In winning the 36-hole title shootout by 4&3, Robb racked up his third tournament triumph in a row, having sparked a month to remember by claiming an eight-shot success in the East of Scotland Open at Lundin then winning the Cameron Corbett Vase at Haggs Castle by four shots.

“I’d like to keep that record going,” admitted the graduate of the University of Tennessee at Chattanooga after becoming the second Meldrum House member to claim a national title this year following clubmate Barry Brooks’ victory in the Scottish Seniors’ Championship at Blairgowrie. “I’m very pleased how things went for me,” added Robb. “It’s not really sunk in yet and I always think it takes a day for that to happen.”

On a day when the splendid Downfield course was playing much tougher in the wind and rain than the benign conditions earlier in the week, Robb found himself two down early on before edging his nose in front at lunch. As the weather really turned foul in the afternoon, he relinquished that advantage by three-putting the 20th before making a telling thrust by winning three holes in a row – all with birdies – from the 24th.

Robertson, probably the favourite based on experience, got back within touching distance again by taking both the 27th and 28th before two defining moments back-to-back effectively sealed the deal for Robb.

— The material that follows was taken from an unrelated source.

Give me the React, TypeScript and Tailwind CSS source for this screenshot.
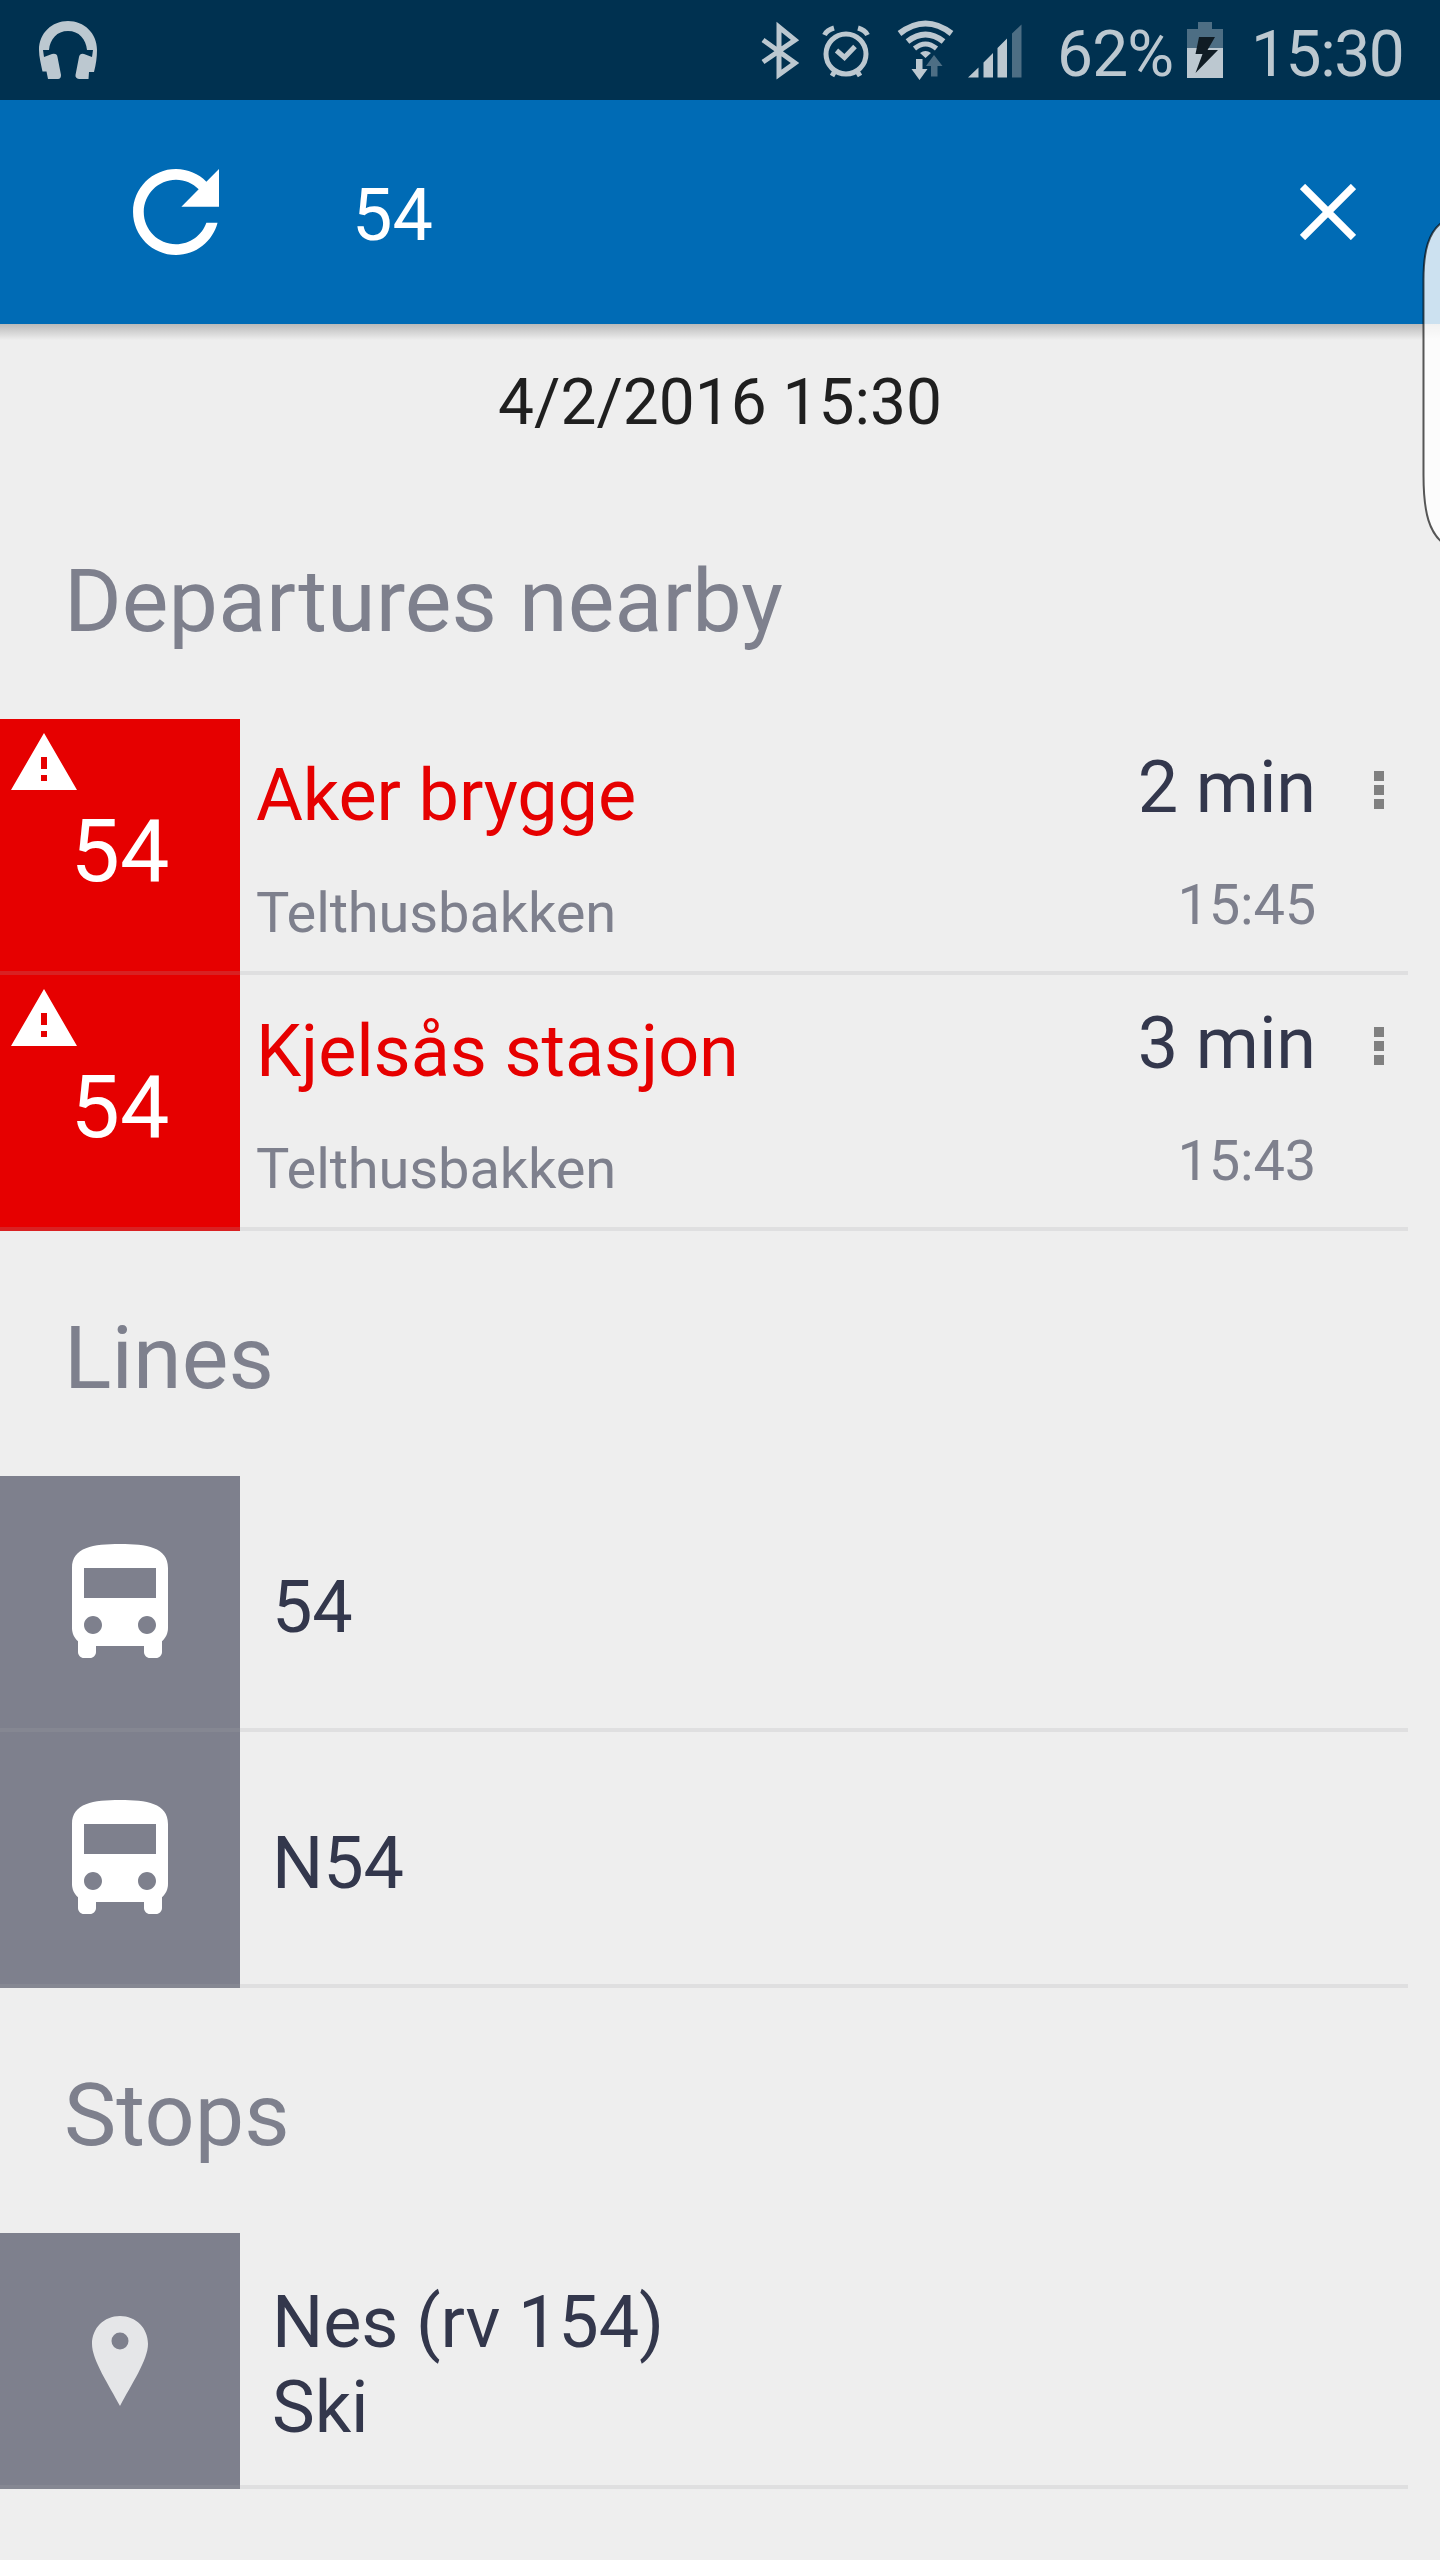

First, 26-year-old Robertson carved his second with a rescue club at the par-5 11th into the thick stuff, which he’d also found in the morning, and lost that when he was building up a head of steam. Then, at the next, Robb chipped in from 15 yards for a birdie-2 to give himself breathing space again.

“In the morning, I should have laid up after Graeme found trouble but didn’t and I was unhappy with myself about that for a few holes,” admitted the new champion. “I learned from that in the afternoon, when I made the right decision by knocking my second down the fairway with a pitching wedge.”

Based on his previous exploits in match-play events, Robb probably didn’t fancy his chances at the start of the week. “But you could say my record is good now,” he said, smiling, before realising that his toughest job of the day was still to come.

“I’m crapping myself about making the winner’s speech as I am so bad at public speaking,” admitted Robb, who is hoping his clubs will continue to do the talking in the European Individual Championship starting at The Duke’s near St Andrews on Wednesday.

Robertson, a graduate of Stirling University, was in no doubt about where his title hopes had disappeared. “The 11th in the afternoon was the turning point as I felt I’d just got back into the match when I hit that bad second shot,” he said, ruefully.